Pittsburgh ranked in nation's Top 20 on Brookings Institution list
June 17, 2009 4:00 AM
By Ann Belser Pittsburgh Post-Gazette
Pittsburgh beat Detroit again, but to be fair, so did every other one of the top 100 cities in the country in the Brookings Institution listing on the strength of local economies.
The City of Champions ranked 18th, which put it in the tier of the 20 economically strongest metropolitan areas.
The city was behind such places as San Antonio (first); Tulsa, Okla. (ninth); and Des Moines, Iowa (14th). It was just behind Harrisburg (17th).
Pittsburgh bested New Haven, Conn., edging out the home of Yale University, which came in 19th.
What the authors of the "MetroMonitor" found is that areas hit by declines in manufacturing and the bursting of the housing bubble are feeling more pain in the current recession than areas that are strong in health care, education and government.
Hence, Detroit (100th); Toledo, Ohio, (92nd); and Youngstown, Ohio, (90th) are mixed in with other of the weakest performing metropolitan areas such as Las Vegas (89th); Fresno, Calif., (94th); and Bradenton, Fla. (99th). Las Vegas and Bradenton and Orlando, Fla., (79th) have each experienced the one-two punch of the bursting of the housing bubble and the weakening of the tourism trade.
Pittsburgh, Boston (30th) and New Haven have relatively stable economies and for the same reason: They are centers for both higher education and health care.

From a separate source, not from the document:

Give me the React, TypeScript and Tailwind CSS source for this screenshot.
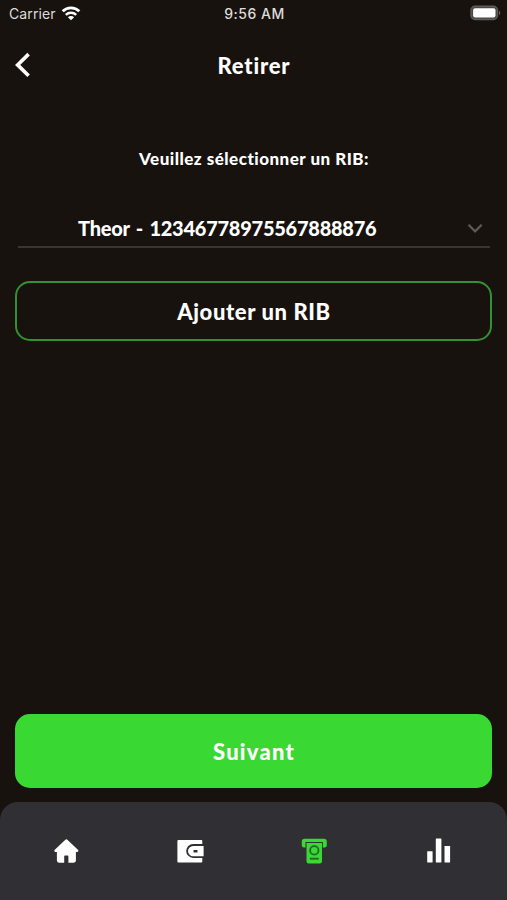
import { useState } from 'react'

const accounts = ['Theor - 12346778975567888876']

function WifiIcon() {
  return (
    <svg width="20" height="16" viewBox="0 0 20 16" fill="none" stroke="white" strokeWidth="2.9">
      <path d="M1.7 6.2a11.9 11.9 0 0 1 16.6 0" />
      <path d="M4.8 9.9a7.5 7.5 0 0 1 10.4 0" strokeWidth="2.6" />
      <path d="M10 15.3 6.9 12.2a4.4 4.4 0 0 1 6.2 0z" fill="white" stroke="none" />
    </svg>
  )
}

function BatteryIcon() {
  return (
    <svg width="32" height="16" viewBox="0 0 32 16">
      <rect x="1" y="1.3" width="26.4" height="13.2" rx="4" fill="#4a4745" stroke="#5f5c59" strokeWidth="1.4" />
      <rect x="3.1" y="3.2" width="22.4" height="9.4" rx="2" fill="white" />
      <path d="M28.9 5.6c1.9.8 1.9 3.8 0 4.6z" fill="#65625f" />
    </svg>
  )
}

function HomeIcon() {
  return (
    <svg width="28" height="28" viewBox="0 0 28 28" fill="currentColor">
      <path d="M13.1 2.9a1.9 1.9 0 0 1 2.5 0L25.9 12.8c1 1 .4 2.2-.8 2.2H23.9V23.6a2.1 2.1 0 0 1-2.1 2.1H16.4V19.2a.7.7 0 0 0-.7-.7H12.9a.7.7 0 0 0-.7.7V25.7H7a2.1 2.1 0 0 1-2.1-2.1V15H3.6c-1.2 0-1.8-1.2-.8-2.2z" />
    </svg>
  )
}

function WalletIcon() {
  return (
    <svg width="28" height="28" viewBox="0 0 28 28" fill="currentColor">
      <path d="M2.4 3H25.3a1 1 0 0 1 1 1V6.9H17.2a7 7 0 0 0 0 14H26.3V24.5a1 1 0 0 1-1 1H2.4a1 1 0 0 1-1-1V4a1 1 0 0 1 1-1z" />
      <path
        fillRule="evenodd"
        d="M17.2 8.9H27.6V19.3H17.2a5.2 5.2 0 0 1 0-10.4zM18 13a.5.5 0 0 0-.5.5v1.6a.5.5 0 0 0 .5.5h3a.5.5 0 0 0 .5-.5v-1.6a.5.5 0 0 0-.5-.5z"
      />
    </svg>
  )
}

function WithdrawIcon() {
  return (
    <svg width="28" height="28" viewBox="0 0 28 28" fill="currentColor">
      <path d="M4.6 1.7H24a2.8 2.8 0 0 1 2.8 2.8V8.2a2.2 2.2 0 0 1-2.2 2.2H22.9V4.9H5.5V10.4H4a2.2 2.2 0 0 1-2.2-2.2V4.5a2.8 2.8 0 0 1 2.8-2.8z" />
      <path d="M6.5 6H22V24.2a2.2 2.2 0 0 1-2.2 2.2H8.7a2.2 2.2 0 0 1-2.2-2.2z" />
      <circle cx="14.3" cy="13.4" r="4.2" fill="none" stroke="#24672a" strokeWidth="1.8" />
      <path d="M9.9 21.7h8.8" stroke="#24672a" strokeWidth="1.9" />
    </svg>
  )
}

function StatsIcon() {
  return (
    <svg width="28" height="28" viewBox="0 0 28 28" fill="currentColor">
      <rect x="3.2" y="14.2" width="5.4" height="11.3" rx="0.4" />
      <rect x="11.8" y="1.6" width="5.6" height="23.9" rx="0.4" />
      <rect x="20.5" y="9" width="5.6" height="16.5" rx="0.4" />
    </svg>
  )
}

const tabs = [
  { id: 'home', icon: HomeIcon },
  { id: 'wallet', icon: WalletIcon },
  { id: 'withdraw', icon: WithdrawIcon },
  { id: 'stats', icon: StatsIcon },
]

export default function App() {
  const [activeTab, setActiveTab] = useState('withdraw')

  return (
    <div className="flex h-[900px] w-[507px] flex-col overflow-hidden bg-[#17120e] font-['Lato',sans-serif] font-black text-white">
      {/* Status bar */}
      <div className="grid h-[26px] shrink-0 grid-cols-3 items-center pr-[5px] pl-[9px] font-['Inter',sans-serif] text-[14px] text-[#dedcda]">
        <div className="flex items-center gap-[5px] font-normal tracking-[0.1px]">
          <span>Carrier</span>
          <WifiIcon />
        </div>
        <span className="pr-[2px] text-center font-medium tracking-[0.5px]">9:56 AM</span>
        <div className="flex justify-end">
          <BatteryIcon />
        </div>
      </div>

      {/* Header */}
      <header className="grid h-[77px] shrink-0 grid-cols-[60px_1fr_60px] items-center">
        <button type="button" aria-label="Retour" className="pl-[14px]">
          <svg width="16" height="26" viewBox="0 0 16 26" fill="none" stroke="white" strokeWidth="3.6">
            <path d="M14.6 2.1 3.6 12.9 14.6 23.7" />
          </svg>
        </button>
        <h1 className="pt-px pl-px text-center text-[22px] tracking-[0.8px]">Retirer</h1>
      </header>

      <main className="flex flex-1 flex-col px-[15px] pb-[14px]">
        <p className="mt-[44px] pl-px text-center text-[17px] leading-6 tracking-[0.48px]">
          Veuillez sélectionner un RIB:
        </p>

        <button
          type="button"
          className="mr-[2px] ml-[3px] mt-[39px] flex h-[38px] items-center border-b-2 border-[#393531] pr-[6px] pl-[60px] text-[20px] tracking-[-0.25px] [word-spacing:1.9px]"
        >
          <span className="flex-1 pb-px text-left whitespace-nowrap">{accounts[0]}</span>
          <svg width="18" height="12" viewBox="0 0 18 12" fill="none" stroke="#5d5a57" strokeWidth="2.2">
            <path d="m2.5 2.8 6.6 6.6 6.6-6.6" />
          </svg>
        </button>

        <button
          type="button"
          className="mt-[33px] h-[60px] rounded-[15px] border-2 border-[#339230] pl-px text-[22px] tracking-[0.6px]"
        >
          Ajouter un RIB
        </button>

        <button
          type="button"
          className="mt-auto h-[74px] rounded-[15px] bg-[#3ad832] pl-px text-[22px] tracking-[1.2px]"
        >
          Suivant
        </button>
      </main>

      {/* Tab bar */}
      <nav className="grid h-[98px] shrink-0 grid-cols-4 rounded-t-[18px] bg-[#302f33] pr-[7px] pl-1">
        {tabs.map(({ id, icon: Icon }) => (
          <button
            key={id}
            type="button"
            aria-label={id}
            onClick={() => setActiveTab(id)}
            className={`flex items-center justify-center ${activeTab === id ? 'text-[#3ad832]' : 'text-white'}`}
          >
            <Icon />
          </button>
        ))}
      </nav>
    </div>
  )
}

"The most interesting thing about Pittsburgh, and the reason it is doing so well is that its economy is based on 'eds' and 'meds,' and parts of manufacturing that are not hugely affected by auto manufacturing," said Howard Wial, one of the authors of the Brookings study.
He said education and health care "are fairly stable" for local economies. "They don't go into a tailspin when there's a recession."
The Brookings study also showed that centers of government and military spending, such as El Paso, Texas, (11th); Washington, D.C. (13th); Harrisburg; and Honolulu (34th) also are stronger economically than other cities. Mr. Wial, who spent part of his career working for a Harrisburg think tank said the state Legislature and all of the staff associated with state government has protected the city, as state governments have moderated the effects of the recession on Albany, N.Y. (28th); and Columbia, S.C. (27th).
The study found two distinctly different "Manufacturing Belts."
There is the rust belt of Michigan and Ohio, which has suffered under the contraction of the auto industry, and there is another sector of manufacturing that includes aerospace around Hartford, Conn. (24th); photonics, such as optics, lasers and fiber optics in Rochester, N.Y. (20th); and plastics in Scranton (22nd).
Rochester is interesting, he said, because while it has been known for the massive layoffs at Kodak, Xerox and Bausch & Lomb, most of their downsizing occurred before the current recession, and the smaller companies have stepped up in photonics and optics there.
Pittsburgh was one of 38 cities in the study that did not see a decline in housing prices from the first quarter of 2008 to the same quarter in 2009.
The study reported that Pittsburgh's prices rose by 2 percent, which placed it 19th in the rankings for that metric.
The rising housing prices have also, in part, protected Pittsburgh from the foreclosure crisis.
The city ranks ninth in the country for the lowest rate of foreclosures, with only 1.06 of every 1,000 homes owned by mortgage companies.
Mr. Wial said that while every city has seen some loss in its gross metropolitan product, he was astonished when five of the top 10 metro areas were in Texas -- all have strong energy industries, particularly oil and gas.
Detroit was dead last as the weakest metropolitan area with a drop in gross metropolitan product of 10.1 percent from the peak of production before this recession with an accompanying 12.3 percent drop in employment, which included a 6 percent drop in employment over the last year and a 9.3 percent drop in housing prices from the first quarter of 2008 to the first quarter of this year.
On the bright side for Detroit residents, at least they won't feel compelled to spend a bunch of money on any Stanley Cup memorabilia.